The weather, then, just hours later, was some kind of sick joke. Sun illuminated shards of life as it had been — bricks and glass from the windows of homes or the YMCA or the liquor store. Half of Basement East, a music venue, collapsed into itself, but not the half with the mural that reads I BELIEVE IN NASHVILLE. That seemed like a good omen, if you believe in such things, and at a time like this, you might be inclined to. The people who live here still live here. They crowded into the bars and the restaurants that survived. And they showed up to the polls to vote.
For Christopher Hale, there was at least some good news on the way later in the evening in the form of Biden’s convincing win in Tennessee — an outcome that looked unlikely as recently as last week. Hale is a 31-year-old aspiring politician who lives in the Nashville suburbs. In 2018, he ran for a seat in the Fourth Congressional District and lost. A pro-life Democrat who says he did faith outreach for Barack Obama’s campaign and briefly worked in his White House, Hale has endorsed Joe Biden, although he holds no formal role on the campaign.

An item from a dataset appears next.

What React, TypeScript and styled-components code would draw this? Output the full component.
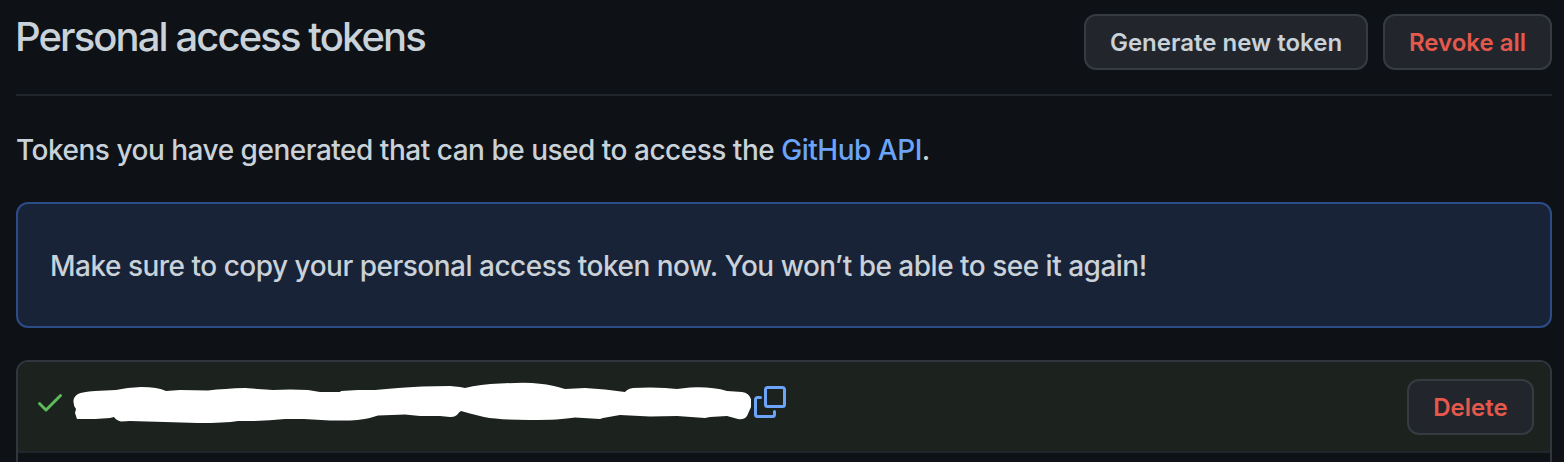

For months, Hale had been worried about Michael Bloomberg. The billionaire was the only Democratic candidate who seemed to be actively campaigning for Tennessee’s 64 delegates — opening field offices, hiring staff, running ads, stabbing lawn signs into the dirt, showing up, spending millions of dollars. “He has 40 staffers in Tennessee,” Hale said. “Joe Biden has zero.”
“Joe was gonna lose Tennessee a few weeks ago because they have no campaign here, really. People who would normally be regular, rank-and-file Yellow Dog Democrats were flirting heavily with Mike Bloomberg.” Hale’s own mother, he said, had called him to say that she’d never heard of “this Mike Bloomberg guy” but now that she had, she liked him.

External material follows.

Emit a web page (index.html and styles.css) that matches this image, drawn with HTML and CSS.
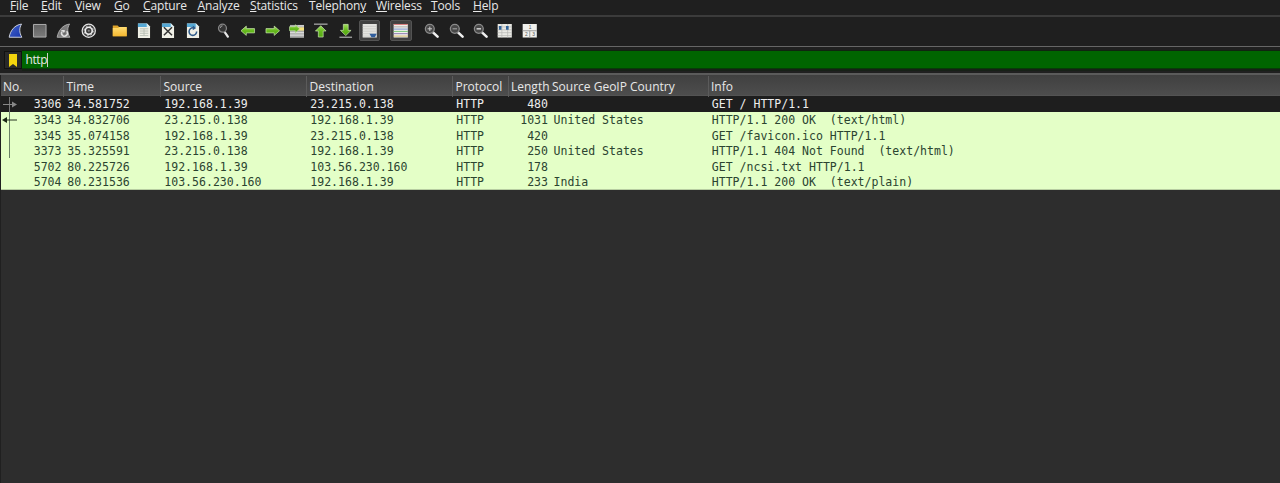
FILE: index.html
```
<!DOCTYPE html>
<html lang="en">
<head>
<meta charset="utf-8">
<title>Packet capture</title>
<link rel="stylesheet" href="styles.css">
</head>
<body>
<svg class="defs" aria-hidden="true">
  <defs>
    <linearGradient id="blue" x1="0" y1="0" x2="1" y2="1"><stop offset="0" stop-color="#4565c8"/><stop offset="1" stop-color="#1635ae"/></linearGradient>
    <linearGradient id="gray" x1="0" y1="0" x2="0" y2="1"><stop offset="0" stop-color="#606060"/><stop offset="1" stop-color="#7b7b7b"/></linearGradient>
    <linearGradient id="green" x1="0" y1="0" x2="0" y2="1"><stop offset="0" stop-color="#a2dc5c"/><stop offset=".5" stop-color="#65b91c"/><stop offset="1" stop-color="#55a914"/></linearGradient>
    <linearGradient id="gold" x1="0" y1="0" x2="0" y2="1"><stop offset="0" stop-color="#ffdc72"/><stop offset="1" stop-color="#f4b72f"/></linearGradient>
    <symbol id="page" viewBox="0 0 16 16"><path d="M2 .5h9.5l3 3v12H2z" fill="#f0f0e6"/><path d="M2 .5h9.5V4H2z" fill="#56a9d5"/><path d="M11 .5v3.400h3.500z" fill="#d9eef5"/></symbol>
    <symbol id="lens" viewBox="0 0 16 16"><path d="m9.300 9.600 4.700 4.500" stroke="#f0f0f0" stroke-width="2.600" stroke-linecap="round"/><circle cx="6" cy="6" r="4.600" fill="#484848" stroke="#8b8b8b" stroke-width="1.300"/></symbol>
  </defs>
</svg>
<main class="window">
  <nav class="menu">
    <span><u>F</u>ile</span><span><u>E</u>dit</span><span><u>V</u>iew</span><span><u>G</u>o</span><span><u>C</u>apture</span><span><u>A</u>nalyze</span><span><u>S</u>tatistics</span><span>Telephon<u>y</u></span><span><u>W</u>ireless</span><span><u>T</u>ools</span><span><u>H</u>elp</span>
  </nav>
  <div class="toolbar">
    <div class="group">
      <i><svg viewBox="0 0 16 16"><path d="M1.2 14.7C2.500 7.500 7 2 14 1.100c-2.600 4-2.400 9 .3 13.600z" fill="url(#blue)" stroke="#ced3dc"/></svg></i>
      <i><svg viewBox="0 0 16 16"><path d="M1.500 1.500h13v13h-13z" fill="url(#gray)" stroke="#b0b0b0"/></svg></i>
      <i><svg viewBox="0 0 16 16"><path d="M1.2 14.7C2.500 7.500 7 2 14 1.100c-2.600 4-2.400 9 .3 13.600z" fill="#7c7c7c" stroke="#aaa"/><path d="M11 8.500A3 3 0 1 1 6.200 9" fill="none" stroke="#ddd" stroke-width="1.600"/><path d="M5 7.300h4v3.800z" fill="#ddd"/><circle cx="8.700" cy="10.500" r="1" fill="#666"/></svg></i>
      <i><svg viewBox="0 0 16 16"><circle cx="8" cy="8" r="6.800" fill="#3b3b3b" stroke="#e4e4e4" stroke-width="1.300"/><circle cx="8" cy="8" r="3.600" fill="none" stroke="#ededed" stroke-width="1.700"/><circle cx="8" cy="8" r="4.800" fill="none" stroke="#ededed" stroke-width=".8" stroke-dasharray="1.800 1.970"/><circle cx="8" cy="8" r="1.100" fill="#888"/></svg></i>
    </div>
    <div class="group">
      <i><svg viewBox="0 0 16 16"><path d="M.8 2.700h5l1.700 1.800h7.700v9.300H.8z" fill="#dfa42a"/><path d="M.8 5.200h5.400l1.400-1h7.600v9.600H.8z" fill="url(#gold)"/></svg></i>
      <i><svg viewBox="0 0 16 16"><use href="#page"/><path d="M4 6h8.700M4 8.300h8.700M4 10.600h8.700M4 13h8.700M8.300 6v7" stroke="#b4bcb1" stroke-width=".9"/></svg></i>
      <i><svg viewBox="0 0 16 16"><use href="#page"/><path d="m4 4.300 8.400 8.400m0-8.400L4 12.700" stroke="#333" stroke-width="1.500"/></svg></i>
      <i><svg viewBox="0 0 16 16"><use href="#page"/><path d="M12 8.800A3.900 3.900 0 1 1 8.400 5" fill="none" stroke="#315c8b" stroke-width="1.600"/><path d="m8 2.500 3.600 2.600L8 7.500z" fill="#315c8b"/></svg></i>
    </div>
    <div class="group">
      <i><svg viewBox="0 0 16 16"><path d="m9 9.500 3.200 4.600" stroke="#e8e8e8" stroke-width="2.300" stroke-linecap="round"/><circle cx="6.700" cy="5.300" r="4.100" fill="#343434" stroke="#858585" stroke-width="1.300"/><path d="M4.500 5A2.200 2.200 0 0 1 6.700 2.900" fill="none" stroke="#aaa"/></svg></i>
      <i><svg viewBox="0 0 16 16"><path d="m1 8 5.500-4.800v2.600H15v4.400H6.500v2.600z" fill="url(#green)" stroke="#cbe6b4" stroke-width=".7"/></svg></i>
      <i><svg viewBox="0 0 16 16"><path d="M15 8 9.500 3.200v2.600H1v4.400h8.500v2.600z" fill="url(#green)" stroke="#cbe6b4" stroke-width=".7"/></svg></i>
      <i><svg viewBox="0 0 16 16"><path d="M1 2h14.500v13.300H1z" fill="#aaa"/><path d="M1 10h14.500M1 12.500h14.500M9 3h6.500" stroke="#e4e4e4"/><path d="M9 4.500h6.500v3.300H9z" fill="#f5e27c"/><path d="M11 6 6.500 1.800v2H.5V8h6v2.200z" fill="url(#green)" stroke="#cbe6b4" stroke-width=".6"/></svg></i>
      <i><svg viewBox="0 0 16 16"><path d="M1 1.200h14" stroke="#aaa" stroke-width="1.300"/><path d="M8 2.800 2.500 8.300h3v6.200h5V8.300h3z" fill="url(#green)" stroke="#cbe6b4" stroke-width=".7"/></svg></i>
      <i><svg viewBox="0 0 16 16"><path d="M1.500 14.700h13" stroke="#aaa" stroke-width="1.300"/><path d="M8 13 2.500 7.600h3V1.400h5v6.200h3z" fill="url(#green)" stroke="#cbe6b4" stroke-width=".7"/></svg></i>
      <i class="on"><svg viewBox="0 0 16 16"><path d="M.7 1h14.600v14H.7z" fill="#e4e4e0"/><path d="M.7 3.500h14.600M.7 6h14.600M.7 8.500h14.600M.7 11h14.600M.7 13.500h14.600" stroke="#c5c5c0" stroke-width=".7"/><path d="M7.700 11h7.500l-2 3.600H9.800z" fill="#315f9e"/></svg></i>
    </div>
    <div class="group">
      <i class="on"><svg viewBox="0 0 16 16"><path d="M.7 1h14.600v14H.7z" fill="#efefeb"/><path d="M.7 1.500h14.600" stroke="#d97979"/><path d="M.7 4h14.600" stroke="#aaa"/><path d="M.7 6.300h14.600" stroke="#7a93ce"/><path d="M.7 8.700h14.600" stroke="#79c779"/><path d="M.7 11h14.600" stroke="#8a79ae"/><path d="M.7 13.500h14.600" stroke="#d5b967"/></svg></i>
    </div>
    <div class="group">
      <i><svg viewBox="0 0 16 16"><use href="#lens"/><path d="M3.700 6h4.600M6 3.700v4.600" stroke="#ccc" stroke-width="1"/></svg></i>
      <i><svg viewBox="0 0 16 16"><use href="#lens"/><path d="M3.700 6h4.600" stroke="#aaa" stroke-width="1"/></svg></i>
      <i><svg viewBox="0 0 16 16"><use href="#lens"/><path d="M3.700 6h4.600" stroke="#ccc" stroke-width="1.600"/></svg></i>
      <i><svg viewBox="0 0 16 16"><path d="M.7 1h14.600v14H.7z" fill="#e9e9e4"/><path d="M.7 4h14.600M.7 7h14.600M.7 10h14.600M.7 13h14.600M5 1v14M11 1v14" stroke="#b4b4b0" stroke-width=".7"/><path d="M2 3h2.600v4H2zm7.300 0H12v4H9.300z" fill="#326398"/></svg></i>
      <i><svg viewBox="0 0 16 16"><path d="M.7 1h14.600v14H.7z" fill="#f0f0ec"/><path d="M.7 8h14.600M8 8v7" stroke="#999"/><g class="num"><text x="7" y="6.500">1</text><text x="3" y="13.700">2</text><text x="10.500" y="13.700">3</text></g></svg></i>
    </div>
  </div>
  <div class="filter">
    <div class="bookmark"><svg viewBox="0 0 8 13"><path d="M0 0h8v13L4 10l-4 3z" fill="#f2d30d"/></svg></div>
    <div class="query">http<b></b></div>
  </div>
  <section class="packets">
    <div class="row head"><span>No.</span><span>Time</span><span>Source</span><span>Destination</span><span>Protocol</span><span>Length</span><span>Source GeoIP Country</span><span>Info</span></div>
    <div class="row selected"><span>3306</span><span>34.581752</span><span>192.168.1.39</span><span>23.215.0.138</span><span>HTTP</span><span>480</span><span></span><span>GET / HTTP/1.1</span></div>
    <div class="row"><span>3343</span><span>34.832706</span><span>23.215.0.138</span><span>192.168.1.39</span><span>HTTP</span><span>1031</span><span>United States</span><span>HTTP/1.1 200 OK  (text/html)</span></div>
    <div class="row"><span>3345</span><span>35.074158</span><span>192.168.1.39</span><span>23.215.0.138</span><span>HTTP</span><span>420</span><span></span><span>GET /favicon.ico HTTP/1.1</span></div>
    <div class="row"><span>3373</span><span>35.325591</span><span>23.215.0.138</span><span>192.168.1.39</span><span>HTTP</span><span>250</span><span>United States</span><span>HTTP/1.1 404 Not Found  (text/html)</span></div>
    <div class="row"><span>5702</span><span>80.225726</span><span>192.168.1.39</span><span>103.56.230.160</span><span>HTTP</span><span>178</span><span></span><span>GET /ncsi.txt HTTP/1.1</span></div>
    <div class="row last"><span>5704</span><span>80.231536</span><span>103.56.230.160</span><span>192.168.1.39</span><span>HTTP</span><span>233</span><span>India</span><span>HTTP/1.1 200 OK  (text/plain)</span></div>
    <svg class="stream" viewBox="0 0 20 64" fill="none"><path d="M9.500 1v15" stroke="#777"/><path d="M9.500 16v46" stroke="#698066"/><path d="M3 8.500h10" stroke="#888"/><path d="m12 5.500 5 3-5 3z" fill="#888"/><path d="M6 24h11" stroke="#263522"/><path d="m7 21-5 3 5 3z" fill="#172514"/></svg>
  </section>
</main>
</body>
</html>
```
FILE: styles.css
```
* { box-sizing: border-box; }
body { margin: 0; background: #2d2d2d; color: #e8e8e8; font: 12px/16px "Open Sans", "Noto Sans", sans-serif; }
.defs { position: absolute; width: 0; height: 0; }
.window { height: 483px; display: flex; flex-direction: column; }

.menu { height: 15px; flex: none; padding-left: 10px; background: #1f1f1f; display: grid; grid-template-columns: 31px 34px 39px 29px 54.500px 52.500px 59px 67px 55px 42px 60px; line-height: 12px; white-space: nowrap; letter-spacing: -.15px; }
.menu u { text-underline-offset: 1px; text-decoration-thickness: 1px; }

.toolbar { height: 32px; flex: none; border-top: 2px solid #3b3b3b; border-bottom: 1px solid #666; background: #1f1f1f; display: flex; gap: 7px; padding: 0 0 2px 3.300px; align-items: center; }
.group { display: flex; align-items: center; }
.group i { width: 24.300px; height: 22px; display: flex; align-items: center; justify-content: center; }
.group svg { width: 15.500px; height: 15.500px; fill: none; }
.group .on { width: 21.300px; height: 21px; margin: 0 1.500px; background: #414141; border: 1px solid #535353; border-radius: 2px; }
.num { fill: #555; font: 5px "Liberation Sans", sans-serif; }

.filter { height: 28px; flex: none; padding: 4px 0 0 4px; background: #202020; border-bottom: 2px solid #5b5b5b; display: flex; }
.bookmark { width: 18px; height: 18px; display: flex; align-items: center; justify-content: center; background: #292929; border: 1px solid #111; }
.bookmark svg { width: 8px; height: 13px; }
.query { flex: 1; height: 18px; padding-left: 3.500px; background: #006500; border-bottom: 1px solid #073d07; display: flex; align-items: center; line-height: 19px; letter-spacing: -.4px; box-shadow: 0 -1px #102510, 0 2px #172017; }
.query b { width: 1px; height: 14px; background: #ccc; }

.packets { position: relative; flex: 1; border-left: 1px solid #202020; }
.row { height: 15.500px; display: grid; grid-template-columns: 62px 97px 146px 146px 56px 41.500px 158px 1fr; background: #e4ffc7; color: #2b4430; font: 11.540px/16.500px "DejaVu Sans Mono", monospace; white-space: pre; }
.row span { padding-left: 4.300px; }
.row:not(.head) span:first-child, .row:not(.head) span:nth-child(6) { text-align: right; padding: 0 1.500px 0 0; }
.row:not(.head) span:nth-child(7) { padding-left: 4px; }
.row.last { border-bottom: 1px solid #b7cda1; }
.row.head { height: 21px; padding-top: 1px; border-bottom: 1px solid #535353; background: linear-gradient(#404040, #4d4d4d); color: #e8e8e8; font: 12px/21px "Open Sans", "Noto Sans", sans-serif; }
.head span { padding-left: 2.500px; border-left: 1px solid #5b5b5b; }
.head span:first-child { padding-left: 2px; border-left: 0; }
.head span:nth-child(6) { padding-left: 2px; }
.head span:nth-child(7) { padding-left: 2.500px; border-left: 0; }
.row.selected { height: 16px; background: #1e1e1e; color: #ededed; line-height: 16px; }
.stream { position: absolute; left: -1px; top: 21px; width: 20px; height: 64px; }
```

But after Bloomberg’s disastrous performances in two debates, and Biden’s landslide victory in South Carolina, another southern state whose demographics and values more closely resemble those of Tennessee than do Iowa’s or New Hampshire’s, Hale thought it might be possible for Biden to pull off a win here despite making no effort to win. “It isn’t a lack of caring,” Hale said. “The reality was, there weren’t resources for smaller states in the South.”
There was little polling to support Hale’s optimism about Biden. “It went from the campaign thinking they had it in the bag, to thinking there was no reason to invest in it because it was a lost hope, to having this last-minute surge,” Hale said in the hours before polls closed. “If the last two weeks had not happened, Mike Bloomberg would be running away with it. But if Joe Biden wins here tonight, it will not be because of any proactive efforts that happened here on the ground. It’s just because we love Joe.”
The polls opened an hour late in Tennessee due to the state of emergency, and they remained open until 10 p.m. — the result of a lawsuit filed on behalf of several campaigns and the Democratic Party, ensuring residents 12 hours in which to cast a vote. Though, not everybody was able to get to the polls. A man working at a gas station told me he couldn’t leave to go vote. He didn’t like any of the candidates anyway, he said, and he didn’t think it would matter who won, since none of them were likely to beat Trump. He said that Trump had created jobs, and it’s tough to campaign against someone who creates jobs.
So many people showed up to vote at a high school I visited that you could hardly find a place to park. Inside the gymnasium, the line of voters snaked around the basketball court. “East Nashville isn’t letting a tornado stop us from participating in our democracy. What’s your excuse?,” one resident said on Twitter. “A tornado won’t stop me from voting,” said another. “This is what democracy looks like.”
It also looks like a billionaire trying and failing to buy an election. In the end, the millions Bloomberg spent here were for nothing. He came in a distant third place. Besides Tennessee, Biden also won Texas, Virginia, North Carolina, Alabama, Arkansas, Minnesota, Oklahoma, Maine, and Massachusetts.
The Biden campaign’s theory that South Carolina would transform the trajectory of the primary in his favor proved true. The question for Democrats is what happens now. Biden began the race in 2019 as the front-runner and now, after a year of downturns and defeats and uncertainty, has regained that status after a heady 96 hours. His campaign was built on the promise that he could restore America to the way it was before Donald Trump. Everything could be rebuilt and somehow returned to the way it had been. But the people here who voted for Biden on that premise — and that promise — certainly understand nothing can ever quite be the way it was before.